Deflazacort has been used extensively for the treatment of DMD around the world. Despite this, the drug is not approved for this particular use. Marathon Pharmaceuticals have, however, started the process to gain approval from the U.S. Food and Drug Administration for the use of deflazacort for DMD.

Long-term treatment with glucocorticoids is linked to a host of side effects such as growth retardation in children — a treatment consequence mediated through complex effects on other hormonal systems. While deflazacort has been used extensively in children with Duchenne muscular dystrophy, no controlled studies of the drug’s effects on growth in experimental animals have previously been published.

To study the growth processes, researchers exposed rats to the drug for about 70 days, starting when the rats were 21 days old. The animals were then allowed to the point of recovery until they were 133 days old. This development period can be compared to the human age of 2 until early adulthood. In total, the team analyzed data from 180 male and 180 female rats.

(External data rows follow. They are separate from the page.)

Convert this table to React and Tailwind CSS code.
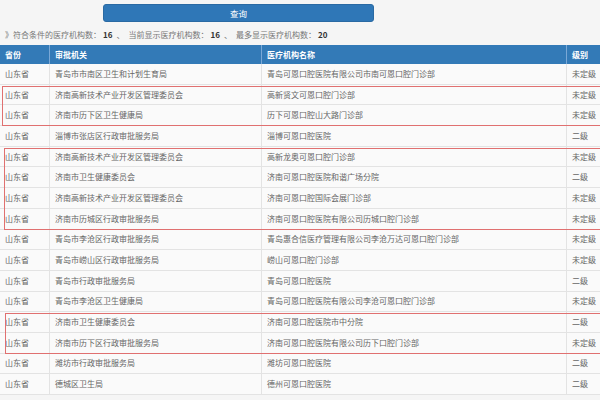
import React from "react"

const groups = [
  { box: null, rows: [["山东省", "青岛市市南区卫生和计划生育局", "青岛可恩口腔医院有限公司市南可恩口腔门诊部", "未定级"]] },
  {
    box: "left-[2px]",
    rows: [
      ["山东省", "济南高新技术产业开发区管理委员会", "高新贤文可恩口腔门诊部", "未定级"],
      ["山东省", "济南市历下区卫生健康局", "历下可恩口腔山大路门诊部", "未定级"],
    ],
  },
  { box: null, rows: [["山东省", "淄博市张店区行政审批服务局", "淄博可恩口腔医院", "二级"]] },
  {
    box: "left-[4px]",
    rows: [
      ["山东省", "济南高新技术产业开发区管理委员会", "高新龙奥可恩口腔门诊部", "未定级"],
      ["山东省", "济南市卫生健康委员会", "济南可恩口腔医院和谐广场分院", "二级"],
      ["山东省", "济南高新技术产业开发区管理委员会", "济南可恩口腔国际会展门诊部", "未定级"],
      ["山东省", "济南市历城区行政审批服务局", "济南可恩口腔医院有限公司历城口腔门诊部", "未定级"],
    ],
  },
  {
    box: null,
    rows: [
      ["山东省", "青岛市李沧区行政审批服务局", "青岛惠合信医疗管理有限公司李沧万达可恩口腔门诊部", "未定级"],
      ["山东省", "青岛市崂山区行政审批服务局", "崂山可恩口腔门诊部", "未定级"],
      ["山东省", "青岛市行政审批服务局", "青岛可恩口腔医院", "二级"],
      ["山东省", "青岛市李沧区卫生健康局", "青岛可恩口腔医院有限公司李沧可恩口腔门诊部", "未定级"],
    ],
  },
  {
    box: "left-[5px]",
    rows: [
      ["山东省", "济南市卫生健康委员会", "济南可恩口腔医院市中分院", "二级"],
      ["山东省", "济南市历下区行政审批服务局", "济南可恩口腔医院有限公司历下口腔门诊部", "未定级"],
    ],
  },
  {
    box: null,
    rows: [
      ["山东省", "潍坊市行政审批服务局", "潍坊可恩口腔医院", "二级"],
      ["山东省", "德城区卫生局", "德州可恩口腔医院", "二级"],
    ],
  },
]

function Row({ cells }) {
  return (
    <div className="grid grid-cols-[50px_212px_305px_73px] h-[20.7px] border-b border-[#e3e3e3] bg-[#fafafa] items-center text-[#666]">
      {cells.map((c, i) => (
        <div key={i} className="h-full flex items-center pl-[5px] border-r border-[#e3e3e3] whitespace-nowrap overflow-hidden">
          {c}
        </div>
      ))}
    </div>
  )
}

export default function App() {
  return (
    <div
      className="w-[600px] h-[400px] overflow-hidden bg-[#f5f5f5] text-[8px]"
      style={{ fontFamily: '"Noto Sans CJK SC", "Liberation Sans", sans-serif' }}
    >
      {/* Search button */}
      <div className="pt-[4px]">
        <button className="ml-[103px] w-[271px] h-[18px] rounded-[3px] bg-[#2f77b7] border border-[#2a6aa3] text-white text-[8.5px] flex items-center justify-center">
          查询
        </button>
      </div>

      {/* Summary */}
      <div className="mt-[6px] mb-[3px] h-[14px] leading-[14px] pl-[5px] text-[8px] text-[#777] whitespace-nowrap flex items-center">
        <span>》符合条件的医疗机构数：</span>
        <b className="text-[#333] ml-[2px]">16</b>
        <span className="mx-[4px]">、</span>
        <span>当前显示医疗机构数：</span>
        <b className="text-[#333] ml-[2px]">16</b>
        <span className="mx-[4px]">、</span>
        <span>最多显示医疗机构数：</span>
        <b className="text-[#333] ml-[2px]">20</b>
      </div>

      {/* Table */}
      <div className="w-[640px]">
        <div className="grid grid-cols-[50px_212px_305px_73px] h-[19px] bg-[#337ab7] text-white font-bold items-center">
          {["省份", "审批机关", "医疗机构名称", "级别"].map((h) => (
            <div key={h} className="h-full flex items-center pl-[5px] border-r border-[#7aa8d6]">
              {h}
            </div>
          ))}
        </div>
        {groups.map((g, gi) => (
          <div key={gi} className="relative">
            {g.rows.map((r, ri) => (
              <Row key={ri} cells={r} />
            ))}
            {g.box && (
              <div className={`absolute ${g.box} top-[1px] bottom-0 right-[-20px] border border-[#e07070] pointer-events-none`} />
            )}
          </div>
        ))}
      </div>
    </div>
  )
}
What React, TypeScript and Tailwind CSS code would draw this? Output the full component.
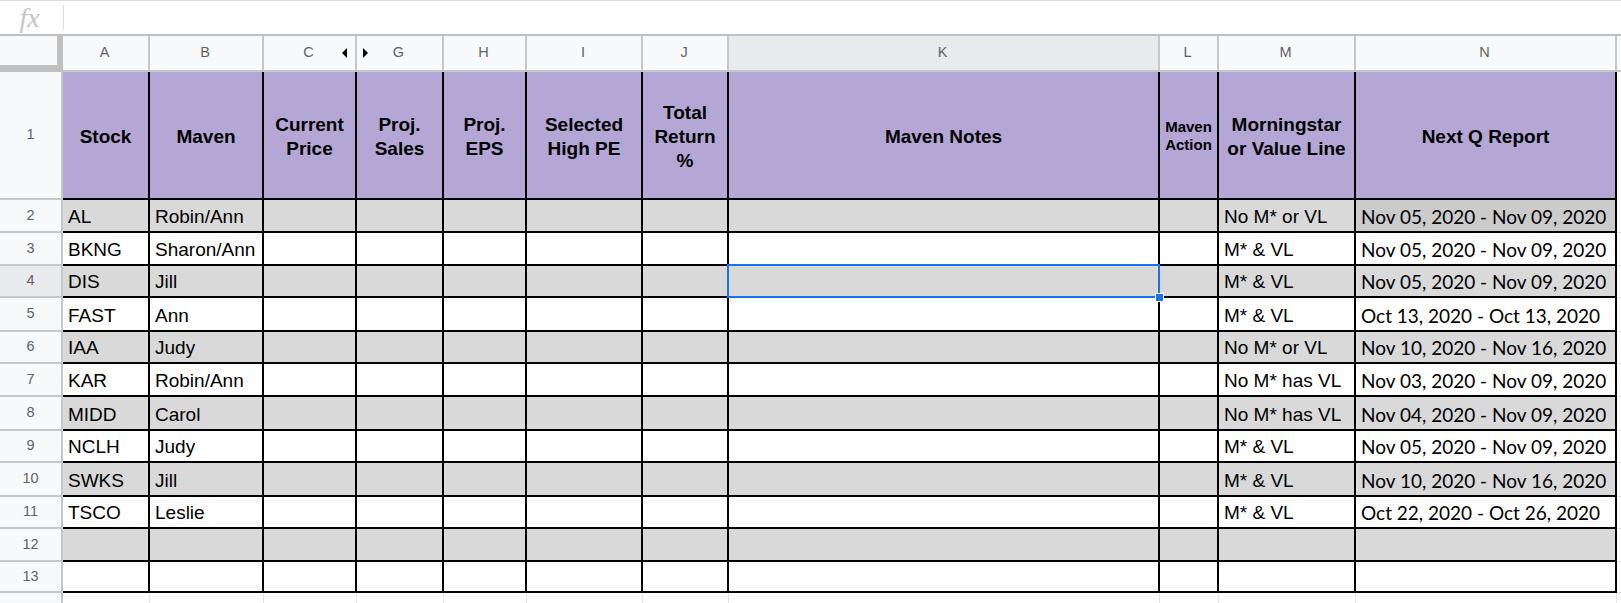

Findings revealed that deflazacort reduced weight gain in rats during the treatment period. The decrease was related to the dose, and the largest growth impairment was seen in animals receiving the highest dose. While weight gain was slowed in both males and females, it was more evident in male rats.

The doses used in the study cannot be directly translated to human doses, since rats are more sensitive to the drug than humans. Nevertheless, the animals were exposed to levels about 2-3 times higher compared to what is used in children and adolescents with DMD.

The researchers then measured weight gain during a recovery period of 52 days, during which the treated animals gained more weight than controls.

The team analyzed a large set of other parameters, and found that the drug had effects similar to what can be expected after glucocorticoid treatment, such as a thinning of the outer layer of the bones. These effects were also reversed when treatment was stopped.

Importantly, no effects were observed on sperm motility or density, nor any other changes in the testes of rats. Also, the treatment did not induce any changes in rats’ brains or peripheral nervous systems.